Created | Updated Oct 12, 2015
For many, the word gorilla brings mental images of King Kong scaling the Empire State Building while beating his chest and roaring. The movies, coupled with most people's general ignorance, have been largely responsible for a collective belief that gorillas are aggressive and dangerously wild creatures. Research and interaction with these creatures has revealed otherwise. Far from being violent without provocation, these animals tend to be peaceful, gentle creatures that share many traits with their nearest cousins - mankind.
The gorilla is the largest of the species that makes up the primate family (which also includes monkeys, chimpanzees, orang-utans - and, of course, humans). The gorilla species is generally divided into two sub-species:
The Western gorilla, which incorporates:
- The Western lowland gorilla (Gorilla gorilla gorilla)
- The Cross River gorilla (Gorilla gorilla diehli)
Eastern gorilla, including:
- The Mountain gorilla (Gorilla beringei beringei)
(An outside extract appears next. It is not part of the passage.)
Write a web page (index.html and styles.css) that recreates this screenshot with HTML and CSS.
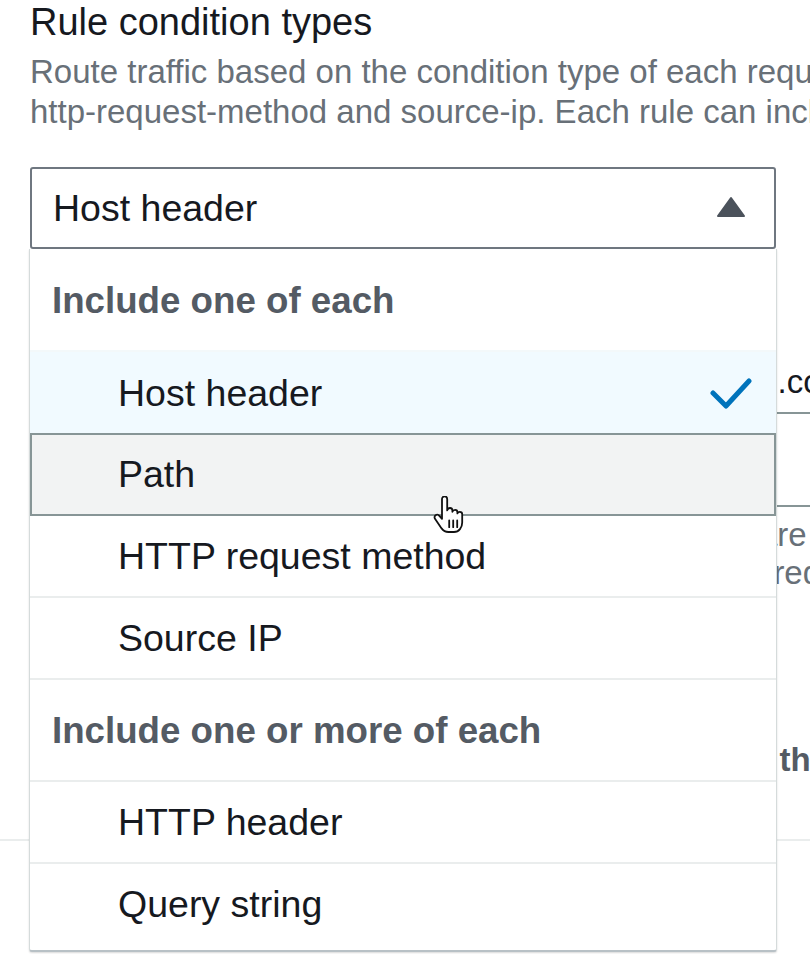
FILE: index.html
```html
<!DOCTYPE html>
<html lang="en">
<head>
<meta charset="utf-8">
<title>Rule condition types</title>
<link rel="stylesheet" href="styles.css">
</head>
<body>
<main class="page">
  <section class="intro">
    <h2 class="title">Rule condition types</h2>
    <p class="desc">
      <span class="desc-line">Route traffic based on the condition type of each request. Supported types are host-header, path,</span>
      <span class="desc-line">http-request-method and source-ip. Each rule can include zero or one of each of these conditions.</span>
    </p>
  </section>

  <div class="field">
    <div class="select-wrap">
      <div class="select">
        <span class="select-value">Host header</span>
        <svg class="caret" width="30" height="22" viewBox="0 0 30 22" aria-hidden="true">
          <polygon points="2,20 15,2 28,20" fill="#4b525b" stroke="#4b525b" stroke-width="2" stroke-linejoin="round"/>
        </svg>
      </div>

      <div class="dropdown" role="listbox">
        <div class="group-label">Include one of each</div>
        <div class="option selected" role="option">
          <span>Host header</span>
          <svg class="check" width="42" height="34" viewBox="0 0 42 34" aria-hidden="true">
            <polyline points="3,16 16,29 39,4" fill="none" stroke="#0073bb" stroke-width="5" stroke-linecap="round" stroke-linejoin="round"/>
          </svg>
        </div>
        <div class="option hovered" role="option"><span>Path</span></div>
        <div class="option" role="option"><span>HTTP request method</span></div>
        <div class="option" role="option"><span>Source IP</span></div>
        <div class="group-label">Include one or more of each</div>
        <div class="option" role="option"><span>HTTP header</span></div>
        <div class="option last" role="option"><span>Query string</span></div>

        <svg class="cursor" width="36" height="38" viewBox="0 0 18 19" aria-hidden="true">
          <path d="M6 1.5C6 0.7 6.6 0.2 7.3 0.2C8 0.2 8.6 0.7 8.6 1.5L8.6 7.2C8.8 6.4 9.4 6 10 6C10.7 6 11.2 6.5 11.2 7.2L11.2 7.9C11.4 7.3 12 6.9 12.6 6.9C13.2 6.9 13.7 7.4 13.7 8.1L13.7 8.7C13.9 8.2 14.4 7.9 14.9 7.9C15.6 7.9 16.1 8.4 16.1 9.1L16.1 13.2C16.1 15.8 14.5 18 12 18L9.2 18C7.7 18 6.6 17.3 5.8 16.2L2.5 11.4C2.1 10.8 2.2 10 2.8 9.6C3.4 9.2 4.2 9.3 4.7 9.9L6 11.4Z" fill="#ffffff" stroke="#111111" stroke-width="0.9" stroke-linejoin="round"/>
          <path d="M9.6 12.2V15.6M11.6 12.2V15.6M13.6 12.2V15.6" stroke="#111111" stroke-width="0.9" stroke-linecap="round"/>
        </svg>
      </div>
    </div>
  </div>

  <section class="under" aria-hidden="true">
    <div class="u-field"><span class="u-value">www.example.com</span></div>
    <div class="u-box"></div>
    <p class="u-help">
      <span class="u-line u-line-1">are allowed</span>
      <span class="u-line u-line-2">required</span>
    </p>
    <div class="u-label">on this rule</div>
    <div class="u-rule"></div>
  </section>
</main>
</body>
</html>
```

FILE: styles.css
```css
html, body {
  margin: 0;
  padding: 0;
  width: 810px;
  height: 954px;
  overflow: hidden;
  background: #ffffff;
}

body {
  font-family: "Liberation Sans", Arial, sans-serif;
  color: #16191f;
}

.page {
  position: relative;
  width: 810px;
}

.intro {
  padding-left: 30px;
}

.title {
  margin: 0;
  font-size: 38px;
  line-height: 44px;
  font-weight: normal;
  color: #16191f;
  white-space: nowrap;
}

.desc {
  margin: 8px 0 0;
  font-size: 33px;
  line-height: 40px;
  color: #687078;
}

.desc-line {
  display: block;
  white-space: nowrap;
}

.field {
  margin-top: 35px;
  padding-left: 30px;
}

.select-wrap {
  position: relative;
  width: 746px;
}

.select {
  box-sizing: border-box;
  height: 82px;
  border: 2px solid #6f7780;
  border-radius: 3px;
  display: flex;
  align-items: center;
  justify-content: space-between;
  padding: 0 28px 0 21px;
  font-size: 37.5px;
  color: #16191f;
}

.caret {
  display: block;
  margin-top: -2px;
}

.dropdown {
  position: absolute;
  top: 100%;
  left: -1px;
  right: -1px;
  z-index: 5;
  background: #ffffff;
  border: 1px solid #d5dbdb;
  border-top: none;
  border-bottom: 2px solid #b8c1c6;
  border-radius: 0 0 3px 3px;
  box-shadow: 0 1px 2px rgba(0, 0, 0, 0.15);
}

.group-label {
  box-sizing: border-box;
  height: 102px;
  display: flex;
  align-items: center;
  padding-left: 22px;
  padding-top: 2px;
  border-bottom: 2px solid #eaeded;
  font-size: 36.7px;
  font-weight: bold;
  color: #545b64;
  white-space: nowrap;
}

.group-label:first-child {
  height: 103px;
  border-bottom-color: #f3f8fa;
}

.option {
  box-sizing: border-box;
  height: 82px;
  display: flex;
  align-items: center;
  justify-content: space-between;
  padding: 0 24px 0 88px;
  border-bottom: 2px solid #eaeded;
  font-size: 37.5px;
  color: #16191f;
  white-space: nowrap;
}

.option.selected {
  background: #f1faff;
  border-bottom-color: #f1faff;
  height: 81px;
  padding-top: 4px;
}

.option.hovered {
  height: 83px;
  background: #f2f3f3;
  border: 2px solid #879596;
  padding-left: 86px;
}

.option.last {
  height: 86px;
  padding-bottom: 6px;
  border-bottom: none;
}

.check {
  display: block;
}

.cursor {
  position: absolute;
  left: 400px;
  top: 247px;
  pointer-events: none;
}

/* page content lying underneath the open dropdown */
.under {
  position: relative;
  z-index: 1;
}

.u-field {
  box-sizing: border-box;
  height: 165px;
  margin-left: 574px;
  border-bottom: 2px solid #879596;
  display: flex;
  align-items: flex-end;
  padding-bottom: 10px;
}

.u-value {
  font-size: 33px;
  line-height: 40px;
  color: #16191f;
  white-space: nowrap;
}

.u-box {
  box-sizing: border-box;
  height: 93px;
  margin-left: 574px;
  border-bottom: 2px solid #879596;
}

.u-help {
  margin: 9px 0 0;
  font-size: 33px;
  line-height: 38px;
  color: #687078;
}

.u-line {
  display: block;
  white-space: nowrap;
}

.u-line-1 {
  padding-left: 759px;
}

.u-line-2 {
  padding-left: 700px;
}

.u-label {
  margin-top: 148px;
  padding-left: 730px;
  font-size: 33px;
  line-height: 40px;
  font-weight: bold;
  color: #545b64;
  white-space: nowrap;
}

.u-rule {
  margin-top: 59px;
  border-top: 2px solid #eaeded;
}
```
- The Bwindi Forest gorilla (Gorilla beringei graueri)
- Eastern lowland gorilla (Gorilla beringei graueri)
Though there are a few minor differences between sub-species, which can be accountable to their differences in habitat, they are generally believed to have evolved from the same single species of gorilla.
Gorillas can be found in eight countries in central and west Africa. The western lowland gorilla is found in the Democratic Republic of the Congo, Cameroon, Gabon, the Central African Republic, and Equatorial Guinea. The eastern lowland gorilla is found in the east of the Democratic Republic of the Congo, while the mountain gorilla, the rarest of all, is found within limited mountainous regions of the Democratic Republic of the Congo, Rwanda and Uganda.
From Blackback to Silverback
Baby gorillas are born at around five pounds in weigh, with soft, brown-black hair that darkens and thickens as they mature. Like chimpanzees, gorilla babies mature about twice as fast as human babies of the same age, though human babes develop skills beyond that of their primate cousins. Up to the age of six they are classed as juveniles and both sexes have thick black hair.
Females tend to mature faster than males; by the time they are eight years old they are ready to leave the group of their birth and join a new gorilla group. By the age of ten they are ready to give birth to their first child, and they can continue to conceive other children, one at a time and usually at around three or four years apart.
Males, conversely, leave their birthgroup at around 11 years old, though they tend to live alone for a few years. By the age of 15, the male will have developed a batch of grey hair, which leads to them being given the name 'silverbacks'. At this stage, they are ready to begin the formation of their own social group.
The Society of Gorillas
Like all primates, gorillas are very social creatures, living in small family groups of adult males and females. Unlike monkeys, however, gorillas tend to leave the group they were raised in to form new groups. Each mini-society revolves around an adult male, the most dominant silverback, with other males deferring to the chief silverback's leadership. It is the role of each silverback to protect his own family from intruders and predators. Poachers trying to kidnap a baby gorilla often find they must kill the silverback father - and often the mother too - before they are free to take the baby. Such actions have a devastating effect upon the gorilla community. The larger group often find themselves dispersing to form smaller groups around other silverbacks. As his first display of dominance, the new silverback leader will often kill the offspring of his predecessor to protect his own line of descendents (though brutal-sounding to us, this is a common practice for many animals).
Gorillas communicate to each other via a combination of vocal sounds and body language. Gestures that humans might consider friendly, such as smiling, can be interpreted by gorillas as aggressive or confrontational (silverbacks often bare their teeth to warn off other gorillas). The noises made by gorillas are similar in many ways to those of humans. They can be heard to laugh when happy, burp when satisfied by a good meal, roar when angered or scream when frightened. Despite these many similarities, humans never invite gorillas to tea.
Food and Drink
The gorilla diet is mainly vegetarian, they live off roots, leaves, vines and fruit. These plants provide the animals with their primary source of water. They will also eat grubs, larvae, worms and other insects, which provides them with a rich source of protein.
Time Running Out
All three types of gorilla have been listed as endangered species. Life is already fragile for gorillas. The life expectancy of a healthy gorilla is about 40, roughly two-thirds that of a human, though infant mortality is much higher. Many baby gorillas die within their first year of life. Nearly half will die before they become adults, due to disease, accident or infanticide at the hands of another gorilla. With mankind's encroachment upon their environment, their life expectancy is significantly reduced. Economic greed has led to the destruction of the gorilla's habitat, while commercial bushmeat hunters and the wider effects of civil war in central Africa are still responsible for the slaughter of nearly 3,000 gorillas each year. There are just 50,000 western lowland gorillas still living in the wild; just 2,500 eastern lowland gorillas - and about 600 mountain gorillas worldwide.
Thanks to the efforts of people like Dian Fossey, the rapid extinction of the mountain gorillas seems to have been slowed, though they are still very much on the critical list as a species, due to changes in the environment and the constant threat of hunters.